*TASK TO COMPLETE*.
Some lines in the listing below may include the string "React". How many are there? Give only the number.
****************
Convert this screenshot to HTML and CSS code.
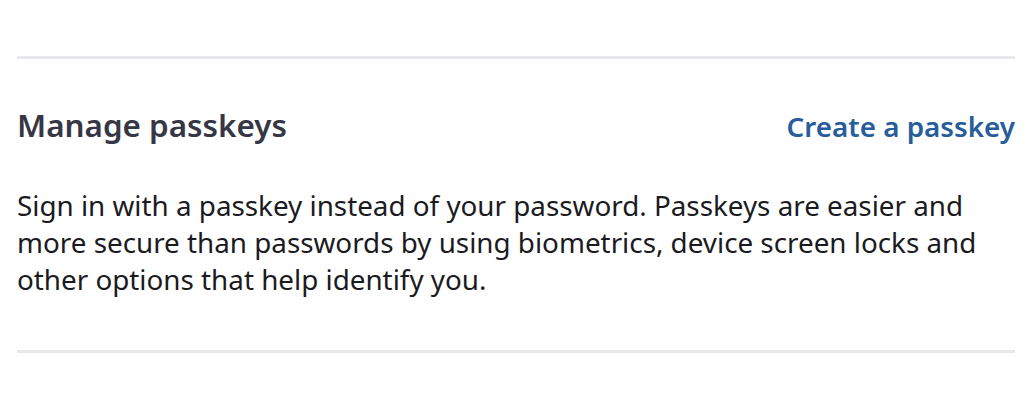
FILE: index.html
```html
<!DOCTYPE html>
<html lang="en">
<head>
<meta charset="utf-8">
<title>Manage passkeys</title>
<link rel="stylesheet" href="styles.css">
</head>
<body>
<main class="page">
  <section class="passkeys">
    <div class="passkeys-header">
      <h2 class="passkeys-title">Manage passkeys</h2>
      <a class="passkeys-link" href="#">Create a passkey</a>
    </div>
    <p class="passkeys-text">Sign in with a passkey instead of your password. Passkeys are easier and more secure than passwords by using biometrics, device screen locks and other options that help identify you.</p>
  </section>
</main>
</body>
</html>
```

FILE: styles.css
```css
* { box-sizing: border-box; }
html, body {
  margin: 0;
  padding: 0;
  background: #ffffff;
}
body {
  font-family: "Noto Sans", "Open Sans", sans-serif;
  color: #1b1b1f;
}
.page {
  padding: 56px 15px 0 17px;
}
.passkeys {
  border-top: 3px solid #e8e8ec;
  border-bottom: 3px solid #e8e8ec;
  padding: 46px 0 52px;
}
.passkeys-header {
  display: flex;
  justify-content: space-between;
  align-items: baseline;
}
.passkeys-title {
  margin: 0;
  font-size: 31.4px;
  font-weight: 600;
  line-height: 40px;
  color: #363645;
}
.passkeys-link {
  font-size: 27.8px;
  font-weight: 600;
  line-height: 40px;
  color: #275d9a;
  text-decoration: none;
}
.passkeys-text {
  margin: 41px 0 0;
  font-size: 27.8px;
  line-height: 37px;
  max-width: 990px;
}
```
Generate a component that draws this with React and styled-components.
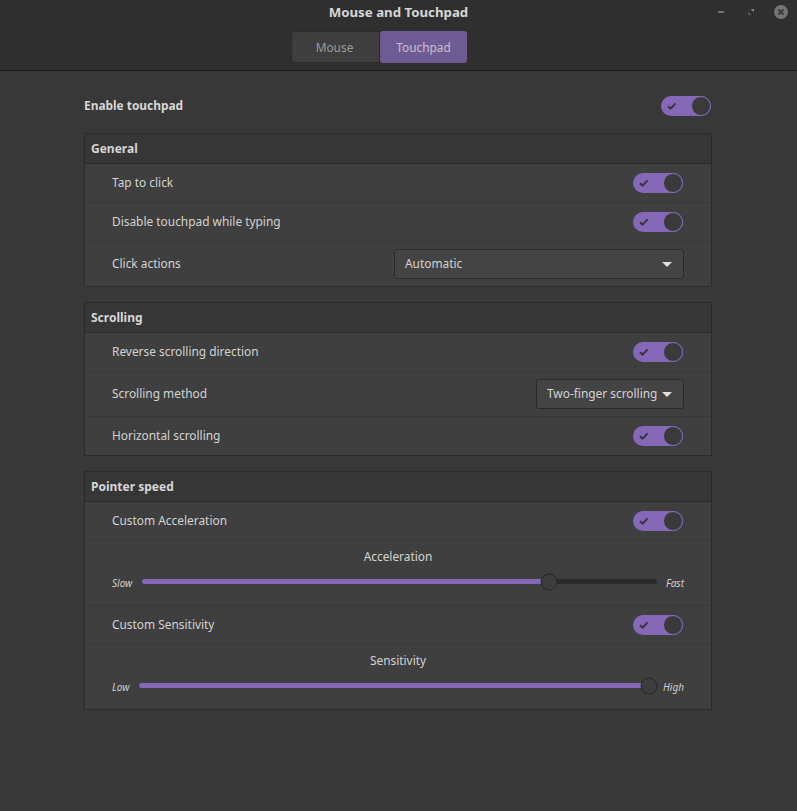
import React from "react"
import styled, { createGlobalStyle } from "styled-components"

const GlobalStyle = createGlobalStyle`
  html, body {
    margin: 0;
    padding: 0;
    background: #383838;
  }
  body {
    font-family: "Noto Sans", sans-serif;
    font-size: 11.9px;
    color: #d3d3d3;
  }
`

const Page = styled.div`
  width: 797px;
  height: 811px;
  overflow: hidden;
  background: #383838;
`

const HeaderBar = styled.header`
  box-sizing: border-box;
  background: #2f2f2f;
  border-bottom: 1px solid #1d1d1d;
  height: 71px;
  display: flex;
  flex-direction: column;
  align-items: flex-start;
`

const TitleRow = styled.div`
  display: grid;
  grid-template-columns: 1fr auto 1fr;
  align-items: center;
  width: 100%;
  height: 31px;
  padding-bottom: 8px;
  box-sizing: border-box;
`

const Title = styled.div`
  font-size: 13.25px;
  font-weight: 700;
  color: #d6d6d6;
  line-height: 24px;
`

const WindowButtons = styled.div`
  display: flex;
  justify-content: flex-end;
  align-items: center;
  padding-right: 9px;
`

const WindowButton = styled.svg`
  display: block;
  margin-left: ${props => props.$gap}px;
`

const TabSwitch = styled.div`
  display: flex;
  margin-left: 291px;
  height: 32px;
  width: 176px;
  border-radius: 3px;
  overflow: hidden;
`

const Tab = styled.div`
  width: ${props => props.$active ? 87 : 89}px;
  padding-right: ${props => props.$active ? 0 : 2}px;
  display: flex;
  align-items: center;
  justify-content: center;
  background: ${props => props.$active ? "#6f5b94" : "#3e3e3e"};
  color: ${props => props.$active ? "#c6c0d1" : "#9c9c9c"};
  border: ${props => props.$active ? "none" : "1px solid #2b2b2b"};
  border-radius: 3px 0 0 3px;
  box-sizing: border-box;
`

const Content = styled.main`
  padding: 0 85px 0 84px;
  display: flex;
  flex-direction: column;
`

const EnableRow = styled.div`
  height: 62px;
  box-sizing: border-box;
  padding: 8px 1px 0 0;
  display: flex;
  align-items: center;
  justify-content: space-between;
  font-weight: 700;
  color: #d6d6d6;
`

const Section = styled.section`
  border: 1px solid #2b2b2b;
  background: #3f3f3f;
  margin-bottom: 15px;
`

const SectionTitle = styled.h2`
  margin: 0;
  height: 30px;
  box-sizing: border-box;
  padding-left: 6px;
  display: flex;
  align-items: center;
  font-size: 12px;
  font-weight: 700;
  color: #d6d6d6;
  background: #363636;
  border-bottom: 1px solid #2b2b2b;
`

const Row = styled.div`
  height: ${props => props.$height || 39}px;
  box-sizing: border-box;
  padding: 0 28px 0 27px;
  display: flex;
  align-items: center;
  justify-content: space-between;
  border-bottom: ${props => props.$last ? "none" : "1px solid #383838"};
`

const RowLabel = styled.span`
  margin-bottom: 2px;
`

const SliderRow = styled.div`
  height: ${props => props.$height}px;
  box-sizing: border-box;
  padding: 7px 27px 0;
  border-bottom: ${props => props.$last ? "none" : "1px solid #383838"};
  display: flex;
  flex-direction: column;
`

const SliderTitle = styled.div`
  text-align: center;
  line-height: 17px;
  margin-bottom: 8px;
`

const SliderLine = styled.div`
  display: flex;
  align-items: center;
  height: 17px;
`

const EndLabel = styled.span`
  font-size: 10px;
  font-style: italic;
  color: #cfcfcf;
  position: relative;
  top: 1px;
`

const Track = styled.div`
  flex: 1;
  height: 5px;
  margin: 0 ${props => props.$right}px 0 ${props => props.$left}px;
  border-radius: 3px;
  background: #2a2a2a;
  position: relative;
`

const TrackFill = styled.div`
  height: 100%;
  border-radius: 3px 0 0 3px;
  background: #8569b8;
`

const Thumb = styled.div`
  position: absolute;
  top: 50%;
  width: 17px;
  height: 17px;
  box-sizing: border-box;
  border-radius: 50%;
  background: #3d3d3d;
  border: 1px solid #262626;
  transform: translate(-50%, -50%);
`

const Dropdown = styled.div`
  width: ${props => props.$width}px;
  height: 30px;
  box-sizing: border-box;
  margin-right: -1px;
  padding: 0 11px 0 10px;
  display: flex;
  align-items: center;
  justify-content: space-between;
  background: #444444;
  border: 1px solid #2a2a2a;
  border-radius: 3px;
`

const Caret = styled.span`
  width: 0;
  height: 0;
  border-left: 5px solid transparent;
  border-right: 5px solid transparent;
  border-top: 5px solid #e0e0e0;
`

const SwitchBody = styled.div`
  width: 50px;
  height: 20px;
  box-sizing: border-box;
  padding-left: 6px;
  border-radius: 10px;
  background: #8569b8;
  display: flex;
  align-items: center;
  justify-content: space-between;
`

const SwitchKnob = styled.div`
  width: 20px;
  height: 20px;
  box-sizing: border-box;
  border-radius: 50%;
  background: #3a3a3a;
  border: 1px solid #8569b8;
`

const Toggle = () => (
  <SwitchBody>
    <svg width="10" height="8" viewBox="0 0 10 8">
      <path d="M1 4.2 L3.6 6.6 L8.6 1.4" fill="none" stroke="#38343f" strokeWidth="2" />
    </svg>
    <SwitchKnob />
  </SwitchBody>
)

// thumb stays inside the track, so its centre runs from 8.5px to width - 8.5px
const thumbPos = value => `calc(8.5px + (100% - 17px) * ${value / 100})`

const Slider = ({ title, low, high, value, left, right, height, last }) => (
  <SliderRow $height={height} $last={last}>
    <SliderTitle>{title}</SliderTitle>
    <SliderLine>
      <EndLabel>{low}</EndLabel>
      <Track $left={left} $right={right}>
        <TrackFill style={{ width: thumbPos(value) }} />
        <Thumb style={{ left: thumbPos(value) }} />
      </Track>
      <EndLabel>{high}</EndLabel>
    </SliderLine>
  </SliderRow>
)

const App = () => {
  return (
    <Page>
      <GlobalStyle />
      <HeaderBar>
        <TitleRow>
          <span />
          <Title>Mouse and Touchpad</Title>
          <WindowButtons>
            <WindowButton $gap={0} width="8" height="8" viewBox="0 0 8 8">
              <rect x="1" y="3" width="6" height="2" fill="#727272" />
            </WindowButton>
            <WindowButton $gap={22} width="8" height="8" viewBox="0 0 8 8">
              <path d="M3.5 1 H7 V4.5 Z" fill="#7c7c7c" />
              <path d="M1 3.5 L4.5 7 H1 Z" fill="#5c5c5c" />
            </WindowButton>
            <WindowButton $gap={19} width="14" height="14" viewBox="0 0 14 14">
              <circle cx="7" cy="7" r="7" fill="#737373" />
              <path d="M4.5 4.5 L9.5 9.5 M9.5 4.5 L4.5 9.5" stroke="#3a3a3a" strokeWidth="1.8" />
            </WindowButton>
          </WindowButtons>
        </TitleRow>
        <TabSwitch>
          <Tab>Mouse</Tab>
          <Tab $active>Touchpad</Tab>
        </TabSwitch>
      </HeaderBar>
      <Content>
        <EnableRow>
          <RowLabel>Enable touchpad</RowLabel>
          <Toggle />
        </EnableRow>
        <Section>
          <SectionTitle>General</SectionTitle>
          <Row><RowLabel>Tap to click</RowLabel><Toggle /></Row>
          <Row><RowLabel>Disable touchpad while typing</RowLabel><Toggle /></Row>
          <Row $height={44} $last>
            <RowLabel>Click actions</RowLabel>
            <Dropdown $width={290}><RowLabel>Automatic</RowLabel><Caret /></Dropdown>
          </Row>
        </Section>
        <Section>
          <SectionTitle>Scrolling</SectionTitle>
          <Row><RowLabel>Reverse scrolling direction</RowLabel><Toggle /></Row>
          <Row $height={45}>
            <RowLabel>Scrolling method</RowLabel>
            <Dropdown $width={148}><RowLabel>Two-finger scrolling</RowLabel><Caret /></Dropdown>
          </Row>
          <Row $height={38} $last><RowLabel>Horizontal scrolling</RowLabel><Toggle /></Row>
        </Section>
        <Section>
          <SectionTitle>Pointer speed</SectionTitle>
          <Row><RowLabel>Custom Acceleration</RowLabel><Toggle /></Row>
          <Slider title="Acceleration" low="Slow" high="Fast" value={80} left={10} right={9} height={65} />
          <Row><RowLabel>Custom Sensitivity</RowLabel><Toggle /></Row>
          <Slider title="Sensitivity" low="Low" high="High" value={100} left={10} right={6} height={64} last />
        </Section>
      </Content>
    </Page>
  )
}

export default App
****************
*OUTPUT BELOW*.
2